● **Supplied information**
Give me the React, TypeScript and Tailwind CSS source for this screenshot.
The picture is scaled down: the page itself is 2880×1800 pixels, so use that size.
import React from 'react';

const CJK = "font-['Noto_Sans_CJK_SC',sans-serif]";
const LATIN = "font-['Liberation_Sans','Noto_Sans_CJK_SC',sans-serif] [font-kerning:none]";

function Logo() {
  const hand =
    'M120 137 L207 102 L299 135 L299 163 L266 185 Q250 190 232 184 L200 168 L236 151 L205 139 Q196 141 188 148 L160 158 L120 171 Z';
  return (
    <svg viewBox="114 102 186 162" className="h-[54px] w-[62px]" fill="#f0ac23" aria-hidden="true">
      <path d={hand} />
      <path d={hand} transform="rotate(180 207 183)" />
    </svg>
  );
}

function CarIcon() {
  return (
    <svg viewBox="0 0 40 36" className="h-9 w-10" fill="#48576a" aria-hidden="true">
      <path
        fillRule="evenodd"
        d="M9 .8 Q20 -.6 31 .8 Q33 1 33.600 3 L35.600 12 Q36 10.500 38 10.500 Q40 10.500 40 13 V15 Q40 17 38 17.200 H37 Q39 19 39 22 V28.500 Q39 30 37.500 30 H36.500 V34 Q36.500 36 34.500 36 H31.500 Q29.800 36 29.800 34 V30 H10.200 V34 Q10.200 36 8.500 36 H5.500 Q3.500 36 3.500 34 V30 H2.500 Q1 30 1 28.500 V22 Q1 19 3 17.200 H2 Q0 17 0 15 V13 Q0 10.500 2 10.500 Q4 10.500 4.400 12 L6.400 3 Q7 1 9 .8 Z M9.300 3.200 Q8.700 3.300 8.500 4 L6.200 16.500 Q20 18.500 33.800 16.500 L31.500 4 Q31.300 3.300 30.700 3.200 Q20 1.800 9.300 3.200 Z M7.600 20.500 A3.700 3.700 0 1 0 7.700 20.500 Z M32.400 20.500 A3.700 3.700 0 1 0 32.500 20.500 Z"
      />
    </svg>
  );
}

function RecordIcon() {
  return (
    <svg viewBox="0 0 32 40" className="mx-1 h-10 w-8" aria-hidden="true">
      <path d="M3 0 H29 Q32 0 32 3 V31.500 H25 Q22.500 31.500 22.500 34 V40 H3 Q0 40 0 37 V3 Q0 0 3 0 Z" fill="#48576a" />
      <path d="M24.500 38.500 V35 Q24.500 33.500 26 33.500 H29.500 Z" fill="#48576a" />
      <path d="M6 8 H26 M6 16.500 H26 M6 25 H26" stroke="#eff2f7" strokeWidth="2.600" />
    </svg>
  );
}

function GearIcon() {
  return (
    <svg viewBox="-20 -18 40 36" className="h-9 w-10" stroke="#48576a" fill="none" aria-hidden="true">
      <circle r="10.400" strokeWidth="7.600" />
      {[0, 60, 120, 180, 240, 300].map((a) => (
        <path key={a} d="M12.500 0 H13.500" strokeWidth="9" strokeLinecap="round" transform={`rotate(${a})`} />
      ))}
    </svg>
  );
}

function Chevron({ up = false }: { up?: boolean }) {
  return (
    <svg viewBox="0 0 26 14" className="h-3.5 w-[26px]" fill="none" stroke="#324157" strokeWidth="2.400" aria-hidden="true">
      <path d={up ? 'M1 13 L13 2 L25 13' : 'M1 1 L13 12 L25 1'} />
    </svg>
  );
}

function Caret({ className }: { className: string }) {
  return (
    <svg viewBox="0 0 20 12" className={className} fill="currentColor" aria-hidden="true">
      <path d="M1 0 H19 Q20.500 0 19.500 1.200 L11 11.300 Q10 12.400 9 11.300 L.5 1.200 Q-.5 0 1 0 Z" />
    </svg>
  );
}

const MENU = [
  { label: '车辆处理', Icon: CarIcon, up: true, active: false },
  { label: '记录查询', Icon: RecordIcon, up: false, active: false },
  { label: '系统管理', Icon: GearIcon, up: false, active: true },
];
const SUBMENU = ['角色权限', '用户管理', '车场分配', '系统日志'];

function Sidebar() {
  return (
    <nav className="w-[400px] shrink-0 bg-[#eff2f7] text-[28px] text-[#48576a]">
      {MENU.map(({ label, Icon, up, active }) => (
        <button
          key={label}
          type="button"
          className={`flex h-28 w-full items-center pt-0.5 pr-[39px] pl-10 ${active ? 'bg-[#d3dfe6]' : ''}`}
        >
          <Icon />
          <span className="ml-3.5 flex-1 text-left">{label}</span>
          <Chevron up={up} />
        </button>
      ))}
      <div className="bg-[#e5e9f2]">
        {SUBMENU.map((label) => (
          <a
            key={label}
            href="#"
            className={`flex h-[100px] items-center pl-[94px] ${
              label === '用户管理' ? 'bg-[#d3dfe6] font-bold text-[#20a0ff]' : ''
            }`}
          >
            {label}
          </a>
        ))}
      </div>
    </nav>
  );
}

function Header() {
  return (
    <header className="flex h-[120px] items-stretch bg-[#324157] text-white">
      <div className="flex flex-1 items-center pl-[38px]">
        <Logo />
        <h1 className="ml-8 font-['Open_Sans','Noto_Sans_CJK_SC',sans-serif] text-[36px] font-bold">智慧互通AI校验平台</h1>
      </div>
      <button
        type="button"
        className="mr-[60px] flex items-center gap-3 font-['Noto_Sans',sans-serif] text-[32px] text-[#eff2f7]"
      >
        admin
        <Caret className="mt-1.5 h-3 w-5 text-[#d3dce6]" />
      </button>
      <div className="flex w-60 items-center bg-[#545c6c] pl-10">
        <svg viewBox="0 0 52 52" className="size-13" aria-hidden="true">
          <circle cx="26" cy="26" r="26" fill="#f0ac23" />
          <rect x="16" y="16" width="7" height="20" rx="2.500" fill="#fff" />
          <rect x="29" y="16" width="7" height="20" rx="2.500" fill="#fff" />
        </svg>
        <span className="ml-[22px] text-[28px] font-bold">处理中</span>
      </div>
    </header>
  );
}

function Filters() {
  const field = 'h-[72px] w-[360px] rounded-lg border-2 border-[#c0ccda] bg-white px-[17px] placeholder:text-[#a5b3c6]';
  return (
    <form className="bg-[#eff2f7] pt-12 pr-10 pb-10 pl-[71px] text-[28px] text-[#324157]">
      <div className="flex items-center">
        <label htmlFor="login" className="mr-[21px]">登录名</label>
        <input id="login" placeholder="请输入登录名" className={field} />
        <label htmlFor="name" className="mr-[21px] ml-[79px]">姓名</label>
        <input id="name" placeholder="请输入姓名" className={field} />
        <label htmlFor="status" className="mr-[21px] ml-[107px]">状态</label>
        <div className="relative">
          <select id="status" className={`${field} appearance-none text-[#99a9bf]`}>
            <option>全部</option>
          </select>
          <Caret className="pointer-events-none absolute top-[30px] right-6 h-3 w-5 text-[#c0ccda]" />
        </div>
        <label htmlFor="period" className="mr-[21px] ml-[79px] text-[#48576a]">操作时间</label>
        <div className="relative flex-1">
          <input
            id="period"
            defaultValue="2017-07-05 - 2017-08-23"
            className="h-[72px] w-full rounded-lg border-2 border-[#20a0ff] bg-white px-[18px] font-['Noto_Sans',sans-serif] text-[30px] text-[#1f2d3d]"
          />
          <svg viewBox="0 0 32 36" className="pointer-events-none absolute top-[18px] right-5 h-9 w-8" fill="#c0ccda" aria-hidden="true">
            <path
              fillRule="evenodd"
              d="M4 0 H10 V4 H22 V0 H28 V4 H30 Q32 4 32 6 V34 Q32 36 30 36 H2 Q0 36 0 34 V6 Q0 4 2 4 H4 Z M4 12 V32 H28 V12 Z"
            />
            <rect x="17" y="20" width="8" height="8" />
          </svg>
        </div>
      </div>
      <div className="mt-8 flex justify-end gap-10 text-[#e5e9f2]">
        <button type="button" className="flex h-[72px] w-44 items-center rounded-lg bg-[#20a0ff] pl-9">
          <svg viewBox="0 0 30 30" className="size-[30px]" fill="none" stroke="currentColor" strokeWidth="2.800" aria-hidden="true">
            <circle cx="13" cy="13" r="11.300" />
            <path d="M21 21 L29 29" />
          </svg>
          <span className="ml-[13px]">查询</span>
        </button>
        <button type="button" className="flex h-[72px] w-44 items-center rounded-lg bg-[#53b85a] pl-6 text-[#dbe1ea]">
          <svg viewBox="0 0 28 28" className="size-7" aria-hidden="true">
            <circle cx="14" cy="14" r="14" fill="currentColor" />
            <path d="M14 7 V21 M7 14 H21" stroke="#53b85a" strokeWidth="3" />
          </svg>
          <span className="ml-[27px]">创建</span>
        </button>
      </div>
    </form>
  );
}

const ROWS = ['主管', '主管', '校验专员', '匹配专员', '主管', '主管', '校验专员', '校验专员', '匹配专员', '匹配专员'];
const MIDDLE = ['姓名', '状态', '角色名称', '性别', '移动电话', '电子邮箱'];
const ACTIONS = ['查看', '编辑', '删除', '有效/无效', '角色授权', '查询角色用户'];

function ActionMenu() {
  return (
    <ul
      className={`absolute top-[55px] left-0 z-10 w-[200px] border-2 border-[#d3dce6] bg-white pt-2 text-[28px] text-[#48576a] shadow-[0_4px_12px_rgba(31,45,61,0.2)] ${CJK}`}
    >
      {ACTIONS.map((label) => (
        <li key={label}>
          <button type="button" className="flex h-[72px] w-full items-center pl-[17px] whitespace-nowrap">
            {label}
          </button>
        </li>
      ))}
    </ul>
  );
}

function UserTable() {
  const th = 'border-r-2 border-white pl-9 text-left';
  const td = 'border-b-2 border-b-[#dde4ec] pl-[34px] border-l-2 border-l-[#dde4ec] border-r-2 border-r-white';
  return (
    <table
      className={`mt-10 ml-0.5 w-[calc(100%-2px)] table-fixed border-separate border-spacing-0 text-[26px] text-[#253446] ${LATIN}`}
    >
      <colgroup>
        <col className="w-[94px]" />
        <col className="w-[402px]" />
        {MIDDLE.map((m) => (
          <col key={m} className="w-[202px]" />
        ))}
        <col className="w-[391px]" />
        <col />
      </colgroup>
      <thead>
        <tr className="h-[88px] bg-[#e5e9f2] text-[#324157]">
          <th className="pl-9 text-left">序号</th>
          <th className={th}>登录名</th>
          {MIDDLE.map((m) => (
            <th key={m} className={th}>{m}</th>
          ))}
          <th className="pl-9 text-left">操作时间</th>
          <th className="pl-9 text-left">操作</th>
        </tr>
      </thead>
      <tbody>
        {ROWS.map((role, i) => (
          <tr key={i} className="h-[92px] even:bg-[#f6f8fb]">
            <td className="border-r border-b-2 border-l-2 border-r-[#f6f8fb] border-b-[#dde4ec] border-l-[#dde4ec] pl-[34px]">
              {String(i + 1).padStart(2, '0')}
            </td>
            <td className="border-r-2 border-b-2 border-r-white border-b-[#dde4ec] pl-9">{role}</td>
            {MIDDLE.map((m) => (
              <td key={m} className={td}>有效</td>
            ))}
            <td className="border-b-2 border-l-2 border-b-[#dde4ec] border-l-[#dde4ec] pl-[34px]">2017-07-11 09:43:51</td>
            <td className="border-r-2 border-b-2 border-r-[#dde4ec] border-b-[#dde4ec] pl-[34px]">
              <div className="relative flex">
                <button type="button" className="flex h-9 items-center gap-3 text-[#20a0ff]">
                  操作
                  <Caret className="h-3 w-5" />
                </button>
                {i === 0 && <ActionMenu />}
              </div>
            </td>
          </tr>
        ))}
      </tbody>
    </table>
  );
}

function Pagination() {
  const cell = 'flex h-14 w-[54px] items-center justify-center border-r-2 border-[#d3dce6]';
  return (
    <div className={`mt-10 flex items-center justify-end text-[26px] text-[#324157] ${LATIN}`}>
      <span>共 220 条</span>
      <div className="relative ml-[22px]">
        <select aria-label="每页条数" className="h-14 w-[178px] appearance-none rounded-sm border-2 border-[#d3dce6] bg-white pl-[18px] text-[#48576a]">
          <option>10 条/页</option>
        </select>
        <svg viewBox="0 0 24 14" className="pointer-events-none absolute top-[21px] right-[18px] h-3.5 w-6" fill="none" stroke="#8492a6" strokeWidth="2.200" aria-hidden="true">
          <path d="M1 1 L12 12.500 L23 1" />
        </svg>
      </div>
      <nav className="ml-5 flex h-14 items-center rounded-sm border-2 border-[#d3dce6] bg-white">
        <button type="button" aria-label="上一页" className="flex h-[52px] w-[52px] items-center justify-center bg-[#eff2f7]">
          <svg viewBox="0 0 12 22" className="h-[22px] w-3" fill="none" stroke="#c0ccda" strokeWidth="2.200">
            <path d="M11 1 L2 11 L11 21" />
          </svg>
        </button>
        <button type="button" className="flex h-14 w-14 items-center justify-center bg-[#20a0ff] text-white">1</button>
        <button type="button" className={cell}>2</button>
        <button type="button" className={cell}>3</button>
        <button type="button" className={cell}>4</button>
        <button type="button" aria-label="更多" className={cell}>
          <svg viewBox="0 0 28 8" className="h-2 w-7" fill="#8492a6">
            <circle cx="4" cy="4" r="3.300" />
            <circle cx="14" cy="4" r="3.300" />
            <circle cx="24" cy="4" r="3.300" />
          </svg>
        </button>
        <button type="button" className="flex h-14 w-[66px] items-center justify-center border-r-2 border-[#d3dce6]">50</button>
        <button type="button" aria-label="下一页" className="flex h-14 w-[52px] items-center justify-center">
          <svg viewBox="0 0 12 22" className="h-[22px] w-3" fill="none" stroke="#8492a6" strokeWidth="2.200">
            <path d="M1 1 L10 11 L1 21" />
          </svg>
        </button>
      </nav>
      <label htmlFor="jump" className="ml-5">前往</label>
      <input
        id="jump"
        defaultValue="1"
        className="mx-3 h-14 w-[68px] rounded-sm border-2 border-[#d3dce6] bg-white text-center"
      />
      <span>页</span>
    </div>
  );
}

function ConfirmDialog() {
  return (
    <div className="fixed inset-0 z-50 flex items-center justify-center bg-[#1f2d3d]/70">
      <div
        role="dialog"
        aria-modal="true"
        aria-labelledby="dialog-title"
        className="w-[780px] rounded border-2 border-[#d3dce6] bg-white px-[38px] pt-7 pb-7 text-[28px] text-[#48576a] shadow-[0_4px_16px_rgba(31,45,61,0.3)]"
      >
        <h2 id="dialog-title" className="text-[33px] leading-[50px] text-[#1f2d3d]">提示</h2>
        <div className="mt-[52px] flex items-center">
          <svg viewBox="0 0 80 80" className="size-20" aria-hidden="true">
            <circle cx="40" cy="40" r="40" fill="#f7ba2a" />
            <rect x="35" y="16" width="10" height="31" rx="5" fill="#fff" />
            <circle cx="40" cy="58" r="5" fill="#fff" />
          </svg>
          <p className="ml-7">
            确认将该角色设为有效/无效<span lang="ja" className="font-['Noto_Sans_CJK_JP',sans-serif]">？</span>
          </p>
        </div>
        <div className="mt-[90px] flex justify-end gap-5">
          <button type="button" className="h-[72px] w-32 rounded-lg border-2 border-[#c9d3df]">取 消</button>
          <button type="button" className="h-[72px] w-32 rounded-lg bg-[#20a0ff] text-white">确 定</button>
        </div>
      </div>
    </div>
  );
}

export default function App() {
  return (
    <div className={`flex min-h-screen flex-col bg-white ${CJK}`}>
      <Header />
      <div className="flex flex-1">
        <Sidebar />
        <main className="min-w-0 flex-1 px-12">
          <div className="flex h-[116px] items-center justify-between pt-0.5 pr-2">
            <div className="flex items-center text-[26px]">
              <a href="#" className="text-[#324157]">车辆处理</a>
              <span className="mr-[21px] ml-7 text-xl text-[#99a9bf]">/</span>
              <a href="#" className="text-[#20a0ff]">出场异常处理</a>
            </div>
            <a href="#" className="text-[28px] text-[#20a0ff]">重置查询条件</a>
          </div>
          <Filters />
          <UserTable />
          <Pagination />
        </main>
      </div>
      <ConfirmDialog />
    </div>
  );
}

● **The task**
Everything from the first line above through the line that contains "import React from 'react';" should be duplicated exactly, please, and nothing beyond it.

● **Full output**
Give me the React, TypeScript and Tailwind CSS source for this screenshot.
The picture is scaled down: the page itself is 2880×1800 pixels, so use that size.
import React from 'react';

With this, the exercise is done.